### WHAT THE TASK REQUIRES
Look through the material below. Copy every line with the string "page" in it.

== SOURCE DATA

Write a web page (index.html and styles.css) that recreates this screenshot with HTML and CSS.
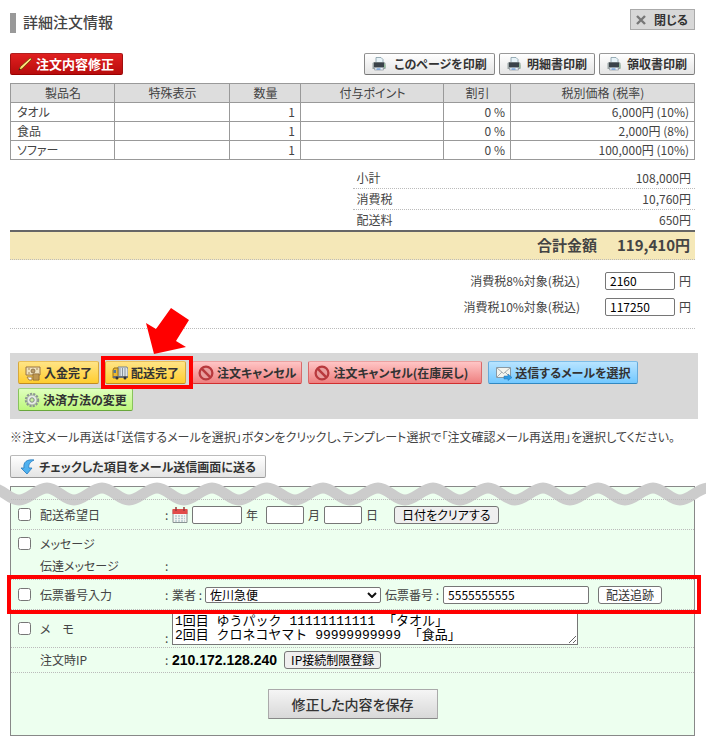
FILE: index.html
```html
<!DOCTYPE html>
<html lang="ja">
<head>
<meta charset="utf-8">
<meta name="viewport" content="width=device-width, initial-scale=1">
<title>詳細注文情報</title>
<link rel="stylesheet" href="styles.css">
</head>
<body>
<svg class="defs" aria-hidden="true">
  <defs>
    <symbol id="printer" viewBox="0 0 14 14">
      <path d="M4 .500h5l2 2V6H4z" fill="#e8f3f8" stroke="#8299a5" stroke-width=".8"/>
      <path d="M.500 6l1.500-1h10l1.500 1v6H.500z" fill="#9aa3a4"/>
      <path d="M2 5.500h10V10H2z" fill="#3a4249"/>
      <path d="M12 6l1.500 2v3H12z" fill="#91b899"/>
      <path d="M3 10.500h8l.5 2.500h-9z" fill="#eef3f6" stroke="#7c8790" stroke-width=".6"/>
      <path d="M4.500 12h4" stroke="#4182d6"/>
    </symbol>
    <symbol id="stop" viewBox="0 0 14 14">
      <circle cx="7" cy="7" r="5.600" fill="#e99d9d" stroke="#b8393d" stroke-width="2"/>
      <path d="M3 3l8 8" stroke="#b8393d" stroke-width="2.200"/>
    </symbol>
  </defs>
</svg>
<main class="page">
  <header class="head">
    <h1 class="title">詳細注文情報</h1>
    <button class="close" type="button"><svg class="close-icon" viewBox="0 0 10 10"><path d="M1 1l8 8M9 1L1 9" stroke="#777" stroke-width="2.400"/></svg>閉じる</button>
  </header>

  <div class="tools">
    <button class="btn red" type="button"><svg class="icon" viewBox="0 0 16 16"><path d="M2 14l1-3L13 2l2 1L5 13z" fill="#f3cd58" stroke="#70400a" stroke-width=".8"/><path d="M4 11.500L13.500 3" stroke="#fff09a"/><path d="M1.500 14.500l2-1-1-1z" fill="#222"/></svg>注文内容修正</button>
    <div class="prints">
      <button class="btn print print-page" type="button"><svg class="icon"><use href="#printer"/></svg>このページを印刷</button>
      <button class="btn print" type="button"><svg class="icon"><use href="#printer"/></svg>明細書印刷</button>
      <button class="btn print" type="button"><svg class="icon"><use href="#printer"/></svg>領収書印刷</button>
    </div>
  </div>

  <table class="items">
    <colgroup><col class="c-name"><col class="c-special"><col class="c-qty"><col class="c-point"><col class="c-off"><col></colgroup>
    <thead><tr><th>製品名</th><th>特殊表示</th><th>数量</th><th>付与ポイント</th><th>割引</th><th>税別価格 (税率)</th></tr></thead>
    <tbody>
      <tr><td>タオル</td><td></td><td>1</td><td></td><td>0 %</td><td>6,000円 (10%)</td></tr>
      <tr><td>食品</td><td></td><td>1</td><td></td><td>0 %</td><td>2,000円 (8%)</td></tr>
      <tr><td>ソファー</td><td></td><td>1</td><td></td><td>0 %</td><td>100,000円 (10%)</td></tr>
    </tbody>
  </table>

  <dl class="sums">
    <div><dt>小計</dt><dd>108,000円</dd></div>
    <div><dt>消費税</dt><dd>10,760円</dd></div>
    <div><dt>配送料</dt><dd>650円</dd></div>
  </dl>
  <div class="total"><span>合計金額</span><span>119,410円</span></div>

  <div class="taxes">
    <div class="tax"><label for="tax8">消費税8%対象(税込)</label><input class="field" id="tax8" value="2160">円</div>
    <div class="tax"><label for="tax10">消費税10%対象(税込)</label><input class="field" id="tax10" value="117250">円</div>
  </div>

  <section class="actions">
    <button class="btn yellow" type="button"><svg class="icon" viewBox="0 0 16 16"><path d="M1 2h14v8H1z" fill="#eee2bf" stroke="#987344"/><path d="M3 4h2m6 0h2M3 8h2" stroke="#a88754"/><circle cx="8" cy="6" r="2" fill="#b99c6b" stroke="#806036" stroke-width=".7"/><path d="M8 9h6v6H8z" fill="#d5ad5f" stroke="#916a30"/><path d="M8 11h6M8 13h6M2 12h5v3H4z" fill="#fff" stroke="#a78145"/></svg>入金完了</button>
    <span class="marked">
      <button class="btn yellow" type="button"><svg class="icon" viewBox="0 0 16 16"><path d="M6 2h9l1 2v8H6z" fill="#dce3e8" stroke="#77828b"/><path d="M8 3v8M10.500 3v8M13 3v8" stroke="#89949d"/><path d="M1 5l1-2h4v10H1z" fill="#ebb833" stroke="#93701d"/><path d="M1.500 5H4v3H1.500z" fill="#52779a"/><path d="M1 11h15v2H1z" fill="#6b7075"/><circle cx="5" cy="13" r="1.500" fill="#333"/><circle cx="13" cy="13" r="1.500" fill="#333"/></svg>配送完了</button>
      <svg class="arrow" viewBox="0 0 43 46"><path d="M25 0L43 12 30 33 40 39 8 46 0 15 10 21z" fill="#f00"/></svg>
    </span>
    <button class="btn pink" type="button"><svg class="icon"><use href="#stop"/></svg>注文キャンセル</button>
    <button class="btn pink restock" type="button"><svg class="icon"><use href="#stop"/></svg>注文キャンセル(在庫戻し)</button>
    <button class="btn blue" type="button"><svg class="icon" viewBox="0 0 16 16"><path d="M.500 2.500h14v10H.500z" fill="#f3f4ee" stroke="#8999a3"/><path d="M1 3l6.500 5.500L14 3M1 12l5-5m8 5L9 7" fill="none" stroke="#a4adb2"/><path d="M8 11h4V9l4 3.500-4 3V14H8z" fill="#2f9be3" stroke="#2175b5" stroke-width=".5"/></svg>送信するメールを選択</button>
    <button class="btn green" type="button"><svg class="icon" viewBox="0 0 16 16"><circle cx="8" cy="8" r="6.200" fill="none" stroke="#8b9592" stroke-width="2" stroke-dasharray="2.200 1.100"/><circle cx="8" cy="8" r="5" fill="#e7ebe8" stroke="#929b98" stroke-width=".8"/><circle cx="8" cy="8" r="2.200" fill="#c8f09c" stroke="#818b88"/></svg>決済方法の変更</button>
  </section>

  <p class="note">※注文メール再送は「送信するメールを選択」ボタンをクリックし、テンプレート選択で「注文確認メール再送用」を選択してください。</p>
  <button class="btn send" type="button"><svg class="icon" viewBox="0 0 16 16"><path d="M14 1C7 0 3 3 4 9H1l6 6 5-6H9C8 6 10 3 14 1z" fill="#4fb1ef" stroke="#2678bd" stroke-width=".8"/></svg>チェックした項目をメール送信画面に送る</button>

  <form class="form">
    <svg class="wave" preserveAspectRatio="none" viewBox="0 0 706 24"><path d="M-8 6C2 6 9 18 19 18S37 6 47 6 64 18 74 18 92 6 102 6 119 18 129 18 147 6 157 6 174 18 184 18 202 6 212 6 229 18 239 18 257 6 267 6 285 18 295 18 313 6 323 6 340 18 350 18 368 6 378 6 395 18 405 18 423 6 433 6 450 18 460 18 478 6 488 6 505 18 515 18 533 6 543 6 560 18 570 18 588 6 598 6 615 18 625 18 643 6 653 6 670 18 680 18 698 6 708 6"/></svg>
    <div class="row date">
      <input type="checkbox" id="k-date"><label for="k-date">配送希望日</label><span>:</span>
      <div class="value">
        <svg class="calendar" viewBox="0 0 16 16"><path d="M1 3h14v12.500H1z" fill="#f4f5f2" stroke="#8a9494"/><path d="M.500 2h15v5H.500z" fill="#e24b49"/><path d="M4 0v4M12 0v4" stroke="#943c3c" stroke-width="1.500"/><path d="M3 9h10M3 11.500h10M3 14h10" stroke="#b5cace" stroke-width="1.500" stroke-dasharray="2 1"/></svg>
        <input class="field year" aria-label="年">年<input class="field month" aria-label="月">月<input class="field day" aria-label="日">日
        <button class="plain clear" type="button">日付をクリアする</button>
      </div>
    </div>
    <div class="row message">
      <input type="checkbox" id="k-msg"><label for="k-msg">メッセージ</label>
      <span class="sub">伝達メッセージ</span><span class="sub-colon">:</span>
    </div>
    <div class="row slip">
      <input type="checkbox" id="k-slip"><label for="k-slip">伝票番号入力</label><span>:</span>
      <div class="value">
        <label for="carrier">業者 :</label>
        <span class="picker">
          <select class="carrier" id="carrier"><option>佐川急便</option></select>
          <svg class="chevron" viewBox="0 0 10 6"><path d="M1 1l4 4 4-4" fill="none" stroke="#111" stroke-width="2"/></svg>
        </span>
        <label for="number">伝票番号 :</label>
        <input class="field number" id="number" value="5555555555">
        <button class="plain track" type="button">配送追跡</button>
      </div>
    </div>
    <div class="row memo">
      <input type="checkbox" id="k-memo"><label for="k-memo">メ　モ</label><span class="low">:</span>
      <textarea class="memo-text" aria-label="メモ" rows="2">1回目 ゆうパック 11111111111 「タオル」
2回目 クロネコヤマト 99999999999 「食品」</textarea>
    </div>
    <div class="row ip">
      <span class="ip-label">注文時IP</span><span>:</span>
      <div class="value"><strong>210.172.128.240</strong><button class="plain" type="button">IP接続制限登録</button></div>
    </div>
    <div class="submit"><button class="save" type="button">修正した内容を保存</button></div>
  </form>
</main>
</body>
</html>
```
FILE: styles.css
```css
* { box-sizing: border-box; }

body {
  margin: 0;
  color: #444;
  background: #fff;
  font: 12px/18px "Noto Sans CJK JP", sans-serif;
  font-feature-settings: "palt";
}

button, input, select, textarea {
  margin: 0;
  font: inherit;
  font-feature-settings: inherit;
}

.defs { position: absolute; width: 0; height: 0; }

.page { padding: 9px 11px 7px 10px; }

.head {
  display: flex;
  justify-content: space-between;
  height: 44px;
}

.title {
  height: 20px;
  margin: 4px 0 0;
  padding-left: 7px;
  border-left: 6px solid #999;
  font-size: 15px;
  font-weight: 500;
  line-height: 18px;
}

.close {
  display: flex;
  align-items: center;
  gap: 8px;
  height: 21px;
  padding: 0 6px 0 5px;
  border: 1px solid #aaa;
  background: #d8d8d8;
  color: #333;
  font-weight: 700;
}

.close-icon { width: 10px; height: 10px; }

.tools, .prints { display: flex; justify-content: space-between; gap: 4px; }

.btn {
  display: flex;
  align-items: center;
  justify-content: center;
  gap: 3px;
  height: 23px;
  padding: 0 5px;
  border: 1px solid;
  border-radius: 2px;
  color: #333;
  font-size: 12px;
  font-weight: 700;
  line-height: 18px;
  white-space: nowrap;
}

.icon { flex: none; width: 16px; height: 16px; }

.red {
  height: 22px;
  padding: 0 8px 0 6px;
  border-color: #b02020 #a01010 #900;
  background: linear-gradient(#e02020, #b80c0c);
  color: #fff;
  font-size: 13px;
}

.print {
  gap: 6px;
  min-width: 96px;
  height: 22px;
  border-color: #999 #888 #777;
  background: linear-gradient(#fff, #e4e4e4);
}

.print-page { gap: 8px; min-width: 131px; }
.print .icon { width: 14px; height: 14px; }

.items {
  width: 100%;
  margin-top: 8px;
  border-collapse: collapse;
  table-layout: fixed;
}

.items th, .items td {
  height: 19px;
  padding: 0 5px 0 6px;
  border: 1px solid #999;
  font-weight: 400;
  line-height: 18px;
  text-align: right;
}

.items th { background: #ddd; text-align: center; }
.items td:first-child { text-align: left; }
.c-name { width: 104px; }
.c-special { width: 115px; }
.c-qty { width: 71px; }
.c-point { width: 143px; }
.c-off { width: 67px; }

.sums { width: 50%; margin: 8px 0 0 auto; }

.sums div {
  display: flex;
  justify-content: space-between;
  height: 21px;
  padding: 0 4px;
  border-bottom: 1px dotted #bbb;
  line-height: 20px;
}

.sums div:last-child { height: 20px; border: 0; }
.sums dd { margin: 0; }

.total {
  display: flex;
  justify-content: flex-end;
  gap: 20px;
  height: 30px;
  padding-right: 5px;
  border-top: 2px solid #666;
  border-bottom: 1px dotted #bbb;
  background: #f5e8b8;
  font-size: 15px;
  font-weight: 700;
  line-height: 25px;
}

.taxes {
  display: grid;
  gap: 7px;
  padding: 11px 4px 12px;
  border-bottom: 1px dotted #bbb;
}

.tax {
  display: flex;
  justify-content: flex-end;
  align-items: center;
  gap: 4px;
  height: 19px;
}

.tax label { margin-right: 21px; }

.field {
  width: 70px;
  height: 18px;
  padding: 0 4px;
  border: 1px solid #767676;
  border-radius: 2px;
  background: #fff;
  color: #000;
}

.actions {
  display: flex;
  flex-wrap: wrap;
  gap: 4px 6px;
  margin: 24px -3px 0 0;
  padding: 8px;
  background: #d8d8d8;
}

.marked { position: relative; }

.marked::after {
  content: "";
  position: absolute;
  inset: -5px -7px -5px -4px;
  border: 4px solid #f00;
}

.arrow {
  position: absolute;
  left: 41px;
  top: -53px;
  z-index: 2;
  width: 43px;
  height: 46px;
}

.yellow { min-width: 81px; border-color: #eac058 #d7a83b #c28c20; background: linear-gradient(#ffe486, #ffcd2e); }
.pink { justify-content: flex-start; min-width: 110px; border-color: #eba0a0 #d96868 #d02f2f; background: linear-gradient(#ffc5c5, #ee8080); }
.restock { min-width: 174px; }
.blue { min-width: 150px; border-color: #7cbde8 #65a9d9 #3188c1; background: linear-gradient(#b8e4ff, #72c8ff); }
.green { border-color: #a2d780 #88c35c #69a63c; background: linear-gradient(#dfffbe, #bdf77c); }
.send { min-width: 256px; border-color: #bbb #aaa #999; background: linear-gradient(#fff, #e4e4e4); }

.note { margin: 9px 0; }

.form {
  position: relative;
  margin-top: 8px;
  padding-top: 12px;
  border: 1px solid #888;
  background: #edffef;
}

.wave {
  position: absolute;
  left: -11px;
  top: -5px;
  width: calc(100% + 23px);
  height: 24px;
  fill: none;
  stroke: #ccc;
  stroke-width: 11px;
}

.row {
  position: relative;
  display: grid;
  grid-template-columns: 29px 125px 7px 1fr;
  align-items: center;
  height: 30px;
  border-top: 1px dotted #bbb;
}

.row input[type="checkbox"] { width: 13px; height: 13px; margin-left: 7px; }
.value { display: flex; align-items: center; white-space: nowrap; }
.calendar { width: 16px; height: 16px; margin-right: 4px; }
.year { width: 50px; margin-right: 4px; }
.month { width: 38px; margin: 0 4px 0 8px; }
.day { width: 38px; margin: 0 4px; }

.plain {
  height: 18px;
  padding: 0 6px;
  border: 1px solid #767676;
  border-radius: 3px;
  background: #efefef;
  color: #000;
  line-height: 16px;
}

.clear { margin-left: 16px; padding: 0 7px; }

.message { grid-template-rows: 22px 22px; align-content: center; height: 50px; }
.sub { grid-column: 2; }
.sub-colon { grid-column: 3; }

.slip::after {
  content: "";
  position: absolute;
  inset: -5px -7px -5px -4px;
  border: 4px solid #f00;
  pointer-events: none;
  z-index: 1;
}

.picker { position: relative; display: flex; margin: 0 4px 0 3px; }

.carrier {
  appearance: none;
  width: 176px;
  height: 16px;
  padding: 0 4px;
  border: 1px solid #767676;
  border-radius: 2px;
  background: #fff;
  color: #000;
  line-height: 14px;
}

.chevron {
  position: absolute;
  right: 4px;
  top: 5px;
  width: 10px;
  height: 6px;
  pointer-events: none;
}

.number { width: 146px; margin: 0 9px 0 4px; }
.track { background: #fff; color: #333; padding: 0 7px; }

.memo { height: 38px; }
.low { align-self: end; }

.memo-text {
  width: 406px;
  height: 32px;
  padding: 1px 2px;
  border: 1px solid #767676;
  background: #fff;
  color: #000;
  font: 13px/14px "Liberation Mono", "Noto Sans CJK JP", monospace;
  font-feature-settings: normal;
  overflow: hidden;
}

.ip { height: 25px; }
.ip-label { grid-column: 2; }
.ip strong { margin-right: 7px; color: #000; font: bold 14px/18px "Liberation Sans", sans-serif; }

.submit { padding: 16px; border-top: 1px dotted #bbb; text-align: center; }

.save {
  min-width: 170px;
  height: 30px;
  padding: 0 16px;
  border: 1px solid #aaa;
  border-bottom-color: #888;
  border-radius: 1px;
  background: linear-gradient(#f5f5f5, #d8d8d8);
  color: #333;
  font-size: 14px;
  font-weight: 500;
}
```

====

### TASK RESULT
Write a web page (index.html and styles.css) that recreates this screenshot with HTML and CSS.
<main class="page">
      <button class="btn print print-page" type="button"><svg class="icon"><use href="#printer"/></svg>このページを印刷</button>
.page { padding: 9px 11px 7px 10px; }
.print-page { gap: 8px; min-width: 131px; }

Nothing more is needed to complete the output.